DSGVO und Zweckbindung

Auch hier sind digitale Lösungen naheliegend, übrigens auch in einem weiteren Aspekt der DSGVO. Ich persönlich glaube nicht, dass sich die enge Zweckbindung und damit die jeweilige einzelne Freigabe bzw. Zustimmung durchhalten lässt. Weder in der Sache, noch quantitativ. Wir kennen schon heute eine Vielzahl von Beispielen aus allen Wirtschaftssektoren, die zeigen, dass wir hier von der Einzelfreigabe zu Bündelungen kommen müssen, Einwilligung nach Themen, nach Dienstleistern, für bestimmte Zwecke zu bestimmten Zeiten, in bestimmten Regionen usw. Ansonsten kann aus der gut gemeinten Zweckbindung ein nerviges Instrument für Kunden und eine Innovationsbremse für Banken werden.

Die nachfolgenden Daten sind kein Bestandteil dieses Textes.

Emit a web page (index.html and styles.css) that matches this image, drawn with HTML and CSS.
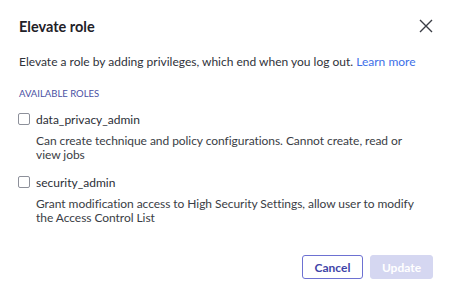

Und ein zweiter Hinweis zur Zweckbindung: Ich befürchte – erst Recht, wenn es auf Dauer bei der Einzeleinwilligung bleibt –, dass die Kunden mittelfristig den Überblick darüber verlieren werden, wem sie bei der Vielzahl der einzelnen Vorgänge wann und wofür eine Einwilligung erteilt haben. Wir brauchen also ein digitales Datenschutz- oder Privacy-Cockpit, das den Überblick wieder herstellt und mit dem der Kunde die Kontrolle behält. Und hier könnte zum Beispiel auch das Thema Voreinstellungen gesteuert werden, etwa die Frage, welcher Dienste-Anbieter Zugriff auf welche persönlichen Daten bekommen soll, oder wer eben nur anonymisierte Informationen erhält. Auch dies ist ein Beitrag zur Datensouveränität mit Hilfe einer digitalen Lösung. 

Kurzum: Reichlich neue Themen und jede Menge ungeklärte Fragen. Und zwar ungeklärt für uns alle: für Banken, für FinTechs, für Aufseher, für den Gesetzgeber. In derartig spannenden Zeiten aber muss das Motto heißen: Mittendrin statt nur dabei!